In Owen’s Account of the Bards, preserved in Sir R. Hoare’s Itinerary of Archbishop Baldwin through Wales the following particulars are given in connection with the above custom:

“The autumnal fire kindled in North Wales on the eve of the 1st of November is attended by many ceremonies, such as running through the fire and smoke, each casting a stone into the fire, and all running off at the conclusion, to escape from the black short-tailed sow; then supping upon parsnips, nuts, and apples; catching at an apple suspended by a string, with the mouth alone, and the same by an apple in a tub of water; each throwing a nut into the fire, and those that burn bright betoken prosperity to the owners through the following year, but those that burn black and crackle, denote misfortune. On the following morning the stones are searched for in the fire, and if any be missing, they betide ill to those who threw them in.”

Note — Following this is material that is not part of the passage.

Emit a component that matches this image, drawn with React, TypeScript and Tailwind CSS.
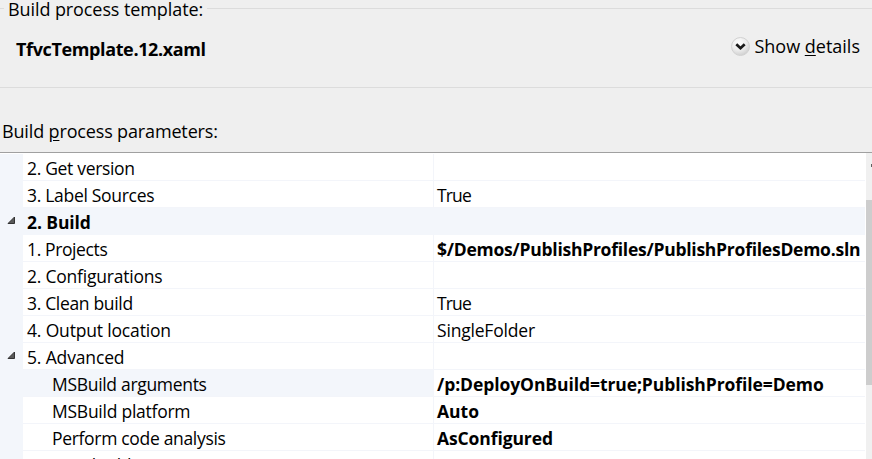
import React from "react";

type Row = {
  label: string;
  value?: string;
  kind?: "category" | "selected";
  bold?: boolean;
  nested?: boolean;
  open?: boolean;
  labelTracking?: string;
  valueTracking?: string;
};

const rows: Row[] = [
  { label: "2. Get version", labelTracking: "tracking-[-0.32px]" },
  { label: "3. Label Sources", labelTracking: "tracking-[-0.3px]", value: "True", valueTracking: "tracking-[-0.85px]" },
  { label: "2. Build", kind: "category", labelTracking: "tracking-[-0.1px]", open: true },
  {
    label: "1. Projects",
    labelTracking: "tracking-[-0.38px]",
    value: "$/Demos/PublishProfiles/PublishProfilesDemo.sln",
    valueTracking: "tracking-[-0.25px]",
    bold: true,
  },
  { label: "2. Configurations", labelTracking: "tracking-[-0.22px]" },
  { label: "3. Clean build", labelTracking: "tracking-[-0.33px]", value: "True", valueTracking: "tracking-[-0.85px]" },
  { label: "4. Output location", labelTracking: "tracking-[-0.17px]", value: "SingleFolder", valueTracking: "tracking-[-0.19px]" },
  { label: "5. Advanced", labelTracking: "tracking-[-0.15px]", open: true },
  {
    label: "MSBuild arguments",
    labelTracking: "tracking-[-0.31px]",
    value: "/p:DeployOnBuild=true;PublishProfile=Demo",
    valueTracking: "tracking-[-0.08px]",
    bold: true,
    nested: true,
    kind: "selected",
  },
  { label: "MSBuild platform", labelTracking: "tracking-[-0.25px]", value: "Auto", bold: true, nested: true },
  {
    label: "Perform code analysis",
    labelTracking: "tracking-[-0.32px]",
    value: "AsConfigured",
    valueTracking: "tracking-[-0.1px]",
    bold: true,
    nested: true,
  },
  { label: "Post-build script arguments", labelTracking: "tracking-[-0.3px]", nested: true },
];

function Expander() {
  return (
    <svg width="9" height="9" viewBox="0 0 9 9" className="mt-[8px] ml-[7px] block">
      <path d="M7.5 1V7.5H1Z" fill="#595959" stroke="#333333" strokeWidth="1" />
    </svg>
  );
}

function GridRow({ row }: { row: Row }) {
  const category = row.kind === "category";
  return (
    <div className="flex h-[27px] shrink-0">
      <div className="w-[23px] shrink-0 bg-[#f3f6fb]">{row.open && <Expander />}</div>
      {category ? (
        <div className="w-[842px] bg-[#f3f6fb] pl-1 font-bold leading-[29px]">
          <span className={row.labelTracking}>{row.label}</span>
        </div>
      ) : (
        <>
          <div
            className={`w-[411px] shrink-0 border-r border-b border-[#f3f5fa] leading-[29px] ${row.nested ? "pl-[29px]" : "pl-1"} ${row.kind === "selected" ? "bg-[#f3f6fb]" : ""}`}
          >
            <span className={row.labelTracking}>{row.label}</span>
          </div>
          <div className={`w-[431px] shrink-0 border-b border-[#f3f5fa] pl-[3px] leading-[29px] ${row.bold ? "font-bold" : ""}`}>
            <span className={row.valueTracking}>{row.value}</span>
          </div>
        </>
      )}
    </div>
  );
}

export default function App() {
  return (
    <div className="flex h-[459px] w-[872px] flex-col overflow-hidden bg-[#efefef] font-['Open_Sans',sans-serif] text-[18px] whitespace-nowrap text-black">
      <div className="flex h-[18px] shrink-0 items-start">
        <div className="mt-[8px] h-px w-1 bg-[#dcdcdc]" />
        <div className="px-1 leading-[19px] tracking-[-0.09px]">Build process template:</div>
        <div className="mt-[8px] h-px grow bg-[#dcdcdc]" />
      </div>
      <div className="flex h-[70px] shrink-0 justify-between border-b border-[#dcdcdc] pr-3 pl-4">
        <div className="pt-[18px] leading-[27px] font-bold tracking-[-0.37px]">TfvcTemplate.12.xaml</div>
        <div className="flex items-start gap-[3px] pt-[15px]">
          <svg width="20" height="20" viewBox="0 0 20 20" className="mt-[3px]">
            <defs>
              <radialGradient id="knob" cx="0.4" cy="0.3" r="0.75">
                <stop offset="0" stopColor="#ffffff" />
                <stop offset="0.55" stopColor="#ececec" />
                <stop offset="1" stopColor="#cccccc" />
              </radialGradient>
            </defs>
            <circle cx="9.5" cy="10.5" r="9" fill="url(#knob)" stroke="#d2d2d2" />
            <path d="M5.3 8.2L9.5 12.2L13.7 8.2" fill="none" stroke="#1a1a1a" strokeWidth="2.7" />
          </svg>
          <div className="leading-[27px]">
            Show <span className="underline underline-offset-2">d</span>etails
          </div>
        </div>
      </div>
      <div className="h-[65px] shrink-0 border-b border-[#a0a0a0] pt-[30px] pl-[2px] leading-[27px] tracking-[-0.15px]">
        Build <span className="underline underline-offset-2">p</span>rocess parameters:
      </div>
      <div className="flex grow overflow-hidden bg-white text-[17.5px]">
        <div className="flex h-[306px] w-[865px] shrink-0 flex-col overflow-hidden pt-px">
          {rows.map((row, i) => (
            <GridRow key={i} row={row} />
          ))}
        </div>
        <div className="ml-px flex h-[306px] w-[6px] flex-col items-end bg-[#f0f0f0]">
          <div className="mt-[11px] h-[3px] w-px bg-[#606060]" />
          <div className="mt-[33px] h-[185px] w-full bg-[#cdcdcd]" />
        </div>
      </div>
    </div>
  );
}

Thus the custom was to watching the fires till the last spark dies, and instantly rushing down the hill, “the devil (or the cutty black sow) take the hindmost.” In some parts of Wales the custom moved to the 1st of November and in other on Hallowe’en as noted by a Cardiganshire proverb says:

“A cutty [short-tailed] black sow
On every stile,
Spinning and carding
Every Allhallows’ Eve.”

November Eve was called “Nos-Galan-Gaeof,” the night of the winter Calends, that is, the night before the first day of winter. To the Welsh it was New Year’s Eve but sadly the custom is now demised.